Confession # 1:  I ate Cheetos for breakfast. This is terrible because it would be an unbalanced and unhealthy breakfast for anyone but pretty darn atrocious because I am pregnant.  I know that.  BUT they were the only thing that really appealed to me.  Anyone whose been pregnant knows that sometimes you can only think of one thing that sounds good to eat.  Sometimes that one thing is artifically colored and greasy.  I PROMISE to eat a healthier lunch.

Confession # 2:  Liam dropped his cracker on the floor just now... and I picked it up and gave it back to him.  In my defense, the floor was mopped yesterday afternoon and just swept this morning.  Does the 5 second rule apply to babies? Don't call Child Protective Services.

Confession # 3:  I am soooo looking forward to 1:30 today.  It is Liam's naptime.  This may sound not so bad because any mom knows a whiney baby is rarely missed at his nap time.  The problem?

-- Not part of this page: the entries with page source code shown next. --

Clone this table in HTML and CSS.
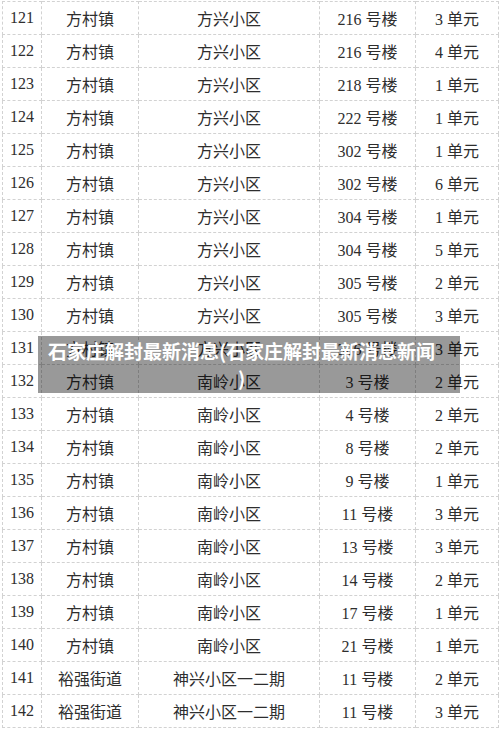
FILE: index.html
```html
<!DOCTYPE html>
<html lang="zh-CN">
<head>
<meta charset="utf-8">
<title>石家庄解封最新消息</title>
<link rel="stylesheet" href="styles.css">
</head>
<body>
<div class="page">
  <table class="sheet">
    <colgroup>
      <col class="c-no"><col class="c-town"><col class="c-area"><col class="c-bldg"><col class="c-unit">
    </colgroup>
    <tbody>
      <tr><td>121</td><td>方村镇</td><td>方兴小区</td><td>216 号楼</td><td>3 单元</td></tr>
      <tr><td>122</td><td>方村镇</td><td>方兴小区</td><td>216 号楼</td><td>4 单元</td></tr>
      <tr><td>123</td><td>方村镇</td><td>方兴小区</td><td>218 号楼</td><td>1 单元</td></tr>
      <tr><td>124</td><td>方村镇</td><td>方兴小区</td><td>222 号楼</td><td>1 单元</td></tr>
      <tr><td>125</td><td>方村镇</td><td>方兴小区</td><td>302 号楼</td><td>1 单元</td></tr>
      <tr><td>126</td><td>方村镇</td><td>方兴小区</td><td>302 号楼</td><td>6 单元</td></tr>
      <tr><td>127</td><td>方村镇</td><td>方兴小区</td><td>304 号楼</td><td>1 单元</td></tr>
      <tr><td>128</td><td>方村镇</td><td>方兴小区</td><td>304 号楼</td><td>5 单元</td></tr>
      <tr><td>129</td><td>方村镇</td><td>方兴小区</td><td>305 号楼</td><td>2 单元</td></tr>
      <tr><td>130</td><td>方村镇</td><td>方兴小区</td><td>305 号楼</td><td>3 单元</td></tr>
      <tr><td>131</td><td>方村镇</td><td>方兴小区</td><td>306 号楼</td><td>3 单元</td></tr>
      <tr><td>132</td><td>方村镇</td><td>南岭小区</td><td>3 号楼</td><td>2 单元</td></tr>
      <tr><td>133</td><td>方村镇</td><td>南岭小区</td><td>4 号楼</td><td>2 单元</td></tr>
      <tr><td>134</td><td>方村镇</td><td>南岭小区</td><td>8 号楼</td><td>2 单元</td></tr>
      <tr><td>135</td><td>方村镇</td><td>南岭小区</td><td>9 号楼</td><td>1 单元</td></tr>
      <tr><td>136</td><td>方村镇</td><td>南岭小区</td><td>11 号楼</td><td>3 单元</td></tr>
      <tr><td>137</td><td>方村镇</td><td>南岭小区</td><td>13 号楼</td><td>3 单元</td></tr>
      <tr><td>138</td><td>方村镇</td><td>南岭小区</td><td>14 号楼</td><td>2 单元</td></tr>
      <tr><td>139</td><td>方村镇</td><td>南岭小区</td><td>17 号楼</td><td>1 单元</td></tr>
      <tr><td>140</td><td>方村镇</td><td>南岭小区</td><td>21 号楼</td><td>1 单元</td></tr>
      <tr><td>141</td><td>裕强街道</td><td>神兴小区一二期</td><td>11 号楼</td><td>2 单元</td></tr>
      <tr><td>142</td><td>裕强街道</td><td>神兴小区一二期</td><td>11 号楼</td><td>3 单元</td></tr>
    </tbody>
  </table>
  <div class="caption">石家庄解封最新消息(石家庄解封最新消息新闻)</div>
</div>
</body>
</html>
```

FILE: styles.css
```css
html, body {
  margin: 0;
  padding: 0;
  background: #ffffff;
}

.page {
  position: relative;
  width: 500px;
  height: 730px;
  overflow: hidden;
  padding: 1px 0 0 2px;
  box-sizing: border-box;
}

.sheet {
  border-collapse: collapse;
  table-layout: fixed;
  width: 496px;
  font-family: "Liberation Serif", "Noto Sans CJK SC", serif;
  font-size: 16px;
  color: #2e2e2e;
}

.c-no { width: 39px; }
.c-town { width: 97px; }
.c-area { width: 181px; }
.c-bldg { width: 96px; }
.c-unit { width: 83px; }

.sheet td {
  height: 32px;
  padding: 0;
  text-align: center;
  vertical-align: middle;
  border: 1px dashed #d2d2d2;
  white-space: nowrap;
}

.caption {
  position: absolute;
  left: 38px;
  top: 336px;
  width: 422px;
  height: 57px;
  box-sizing: border-box;
  padding: 1px 24px 0 9px;
  background: rgba(0, 0, 0, 0.4);
  color: #ffffff;
  font-family: "Noto Sans CJK SC", sans-serif;
  font-weight: 700;
  font-size: 19px;
  line-height: 27px;
  text-align: center;
  line-break: anywhere;
}
```
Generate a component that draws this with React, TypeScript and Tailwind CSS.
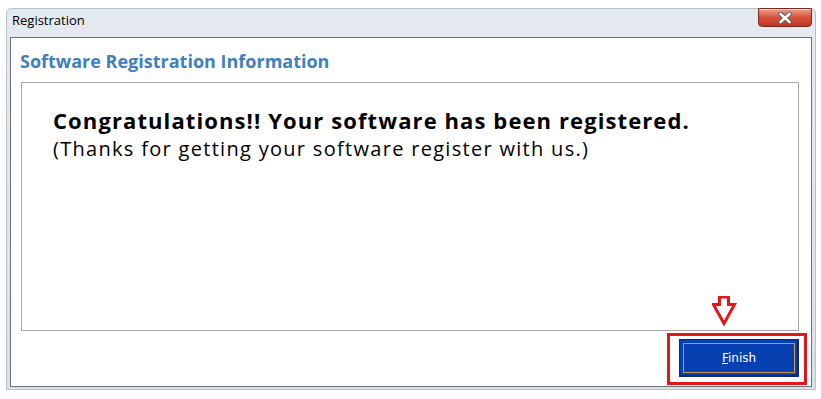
import React from "react";

export default function App() {
  return (
    <div className="w-[821px] h-[399px] bg-white pt-[8px] pl-[6px]">
      <div className="w-[810px] h-[382px] flex flex-col bg-gradient-to-b from-[#e4eaf0] via-[#dfe6ec] to-[#d9e0e7] border border-[#b9c1c8] rounded-t-[5px]">
        <div className="h-[28px] flex items-start justify-between">
          <span
            className="pl-[5px] pt-[3px] text-[13px] leading-[16px] text-black"
            style={{ fontFamily: '"Open Sans", "Noto Sans", sans-serif' }}
          >
            Registration
          </span>
          <div className="mr-[3px] -mt-[1px] w-[54px] h-[19px] rounded-b-[4px] border border-[#7a2b20] bg-gradient-to-b from-[#eda08c] via-[#d6503a] to-[#bf3620] flex items-center justify-center shadow-[inset_0_1px_0_rgba(255,255,255,0.5)]">
            <svg width="16" height="12" viewBox="0 0 16 12">
              <path
                d="M3.5 2 L12.5 10 M12.5 2 L3.5 10"
                stroke="#5a5a5a"
                strokeWidth="4.4"
                strokeLinecap="round"
                fill="none"
              />
              <path
                d="M3.5 2 L12.5 10 M12.5 2 L3.5 10"
                stroke="#ffffff"
                strokeWidth="2.6"
                strokeLinecap="round"
                fill="none"
              />
            </svg>
          </div>
        </div>
        <div className="mx-[3px] mb-[2px] flex-1 border border-[#6f7275] bg-white flex flex-col">
          <div
            className="pl-[9px] pt-[11px] h-[44px] text-[18px] leading-[24px] font-bold text-[#3f7fc0]"
            style={{ fontFamily: '"Open Sans", "Noto Sans", sans-serif' }}
          >
            Software Registration Information
          </div>
          <div className="relative ml-[10px] mr-[12px] h-[249px] border border-[#a8a8a8] pl-[31px] pt-[22px]">
            <div
              className="text-[22px] leading-[30px] font-bold tracking-[1.1px] text-black"
              style={{ fontFamily: '"Open Sans", "Noto Sans", sans-serif' }}
            >
              Congratulations!! Your software has been registered.
            </div>
            <div
              className="text-[20px] leading-[28px] tracking-[1.3px] text-black"
              style={{ fontFamily: '"Open Sans", "Noto Sans", sans-serif' }}
            >
              (Thanks for getting your software register with us.)
            </div>
            <svg
              className="absolute left-[690px] top-[213px]"
              width="26"
              height="30"
              viewBox="0 0 26 30"
            >
              <polygon
                points="7.5,1 16.5,1 16.5,8.5 22.5,8.5 12,27.5 1.5,8.5 7.5,8.5"
                fill="#ffffff"
                stroke="#e8141c"
                strokeWidth="3"
                strokeLinejoin="miter"
              />
            </svg>
          </div>
          <div className="flex justify-end mt-[2px] mr-[4px]">
            <div className="w-[140px] h-[52px] border-[3px] border-[#e8141c] bg-white pl-[9px] pt-[3px]">
              <div className="w-[120px] h-[38px] border border-[#0b2a7a] bg-[#0740b0] p-[3px] shadow-[inset_-1px_-1px_0_#04256e]">
                <div
                  className="w-full h-full border border-[#c89a48] flex items-center justify-center text-white text-[12px]"
                  style={{ fontFamily: 'Tahoma, "DejaVu Sans", "Liberation Sans", sans-serif' }}
                >
                  <span>
                    <span className="underline">F</span>inish
                  </span>
                </div>
              </div>
            </div>
          </div>
        </div>
      </div>
    </div>
  );
}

He has been in an awesome mood all day and is the best kid ever almost every day... but I just want to watch TV and zone out. 

Confession # 4:  We don't brush Liam's teeth every day... not even every other day.  I feel badly because they say we are supposed to but it just seems excessive and unnecessary.  They get brushed maybe 2 times a week. 

Confession # 5:  I was going to to go to the park and walk today.  I really planned on it.  We were going to run to Target and then go to the  park.  When we left Target I just didn't feel like it.. didn't have a great reason... just didn't feel like it.  I drove right past the park and came on home.  Soooo, to recap -  I ate Cheetos for breakfast, didn't walk, and can't wait to zone out and watch TV.  I am basically a lazy fattie today.  Oh well.  There's always tomorrow I suppose.

That was FUN!  You guys try.  Don't leave me hanging here.  I can't be the only one with some confessions today.